Deuxième livraison de la toute jeune maison d’édition Ad Verba, après Faire courir le monde. Il s’agissait, rappelons-le, du résultat d’un appel aux poètes, invités à illustrer avec leurs mots des images représentant des œuvres des deux fondateurs d’Ad Verba, artistes plasticiens. Le résultat fut la publication d’un très beau petit livre, impeccablement présenté, qui regroupait trente-huit poèmes d’autant de poètes différents accompagnant la reproduction d’autant d’œuvres différentes (1).

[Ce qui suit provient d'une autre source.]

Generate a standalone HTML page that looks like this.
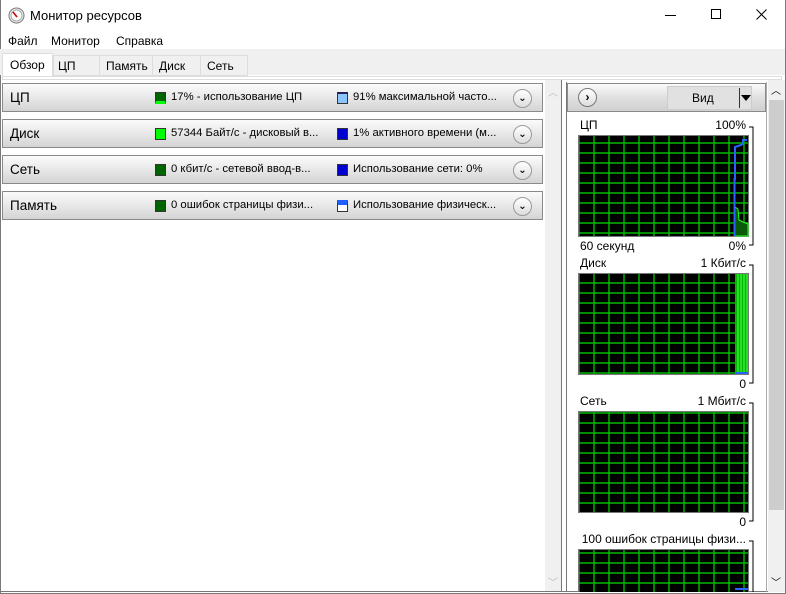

Ad Verba est basée à Niort où se trouve par ailleurs un lieu dédié à la photographie contemporaine, la Villa Pérochon, autrement dit le CACP. D’où l’idée de croiser, cette fois, le verbe des poètes avec seize clichés tous pris dans la région niortaise lors de résidences d’artistes par des photographes issus de tous les horizons. Pour étoffer l’ouvrage, le jury de sélection a accepté plusieurs poèmes par photographie, soit finalement 47 textes sur les 680 qui lui étaient soumis à l’origine par 285 poètes. 47 textes pour 47 poètes différents, soit un poète retenu sur six environ, une sélection donc pas si sévère en réalité.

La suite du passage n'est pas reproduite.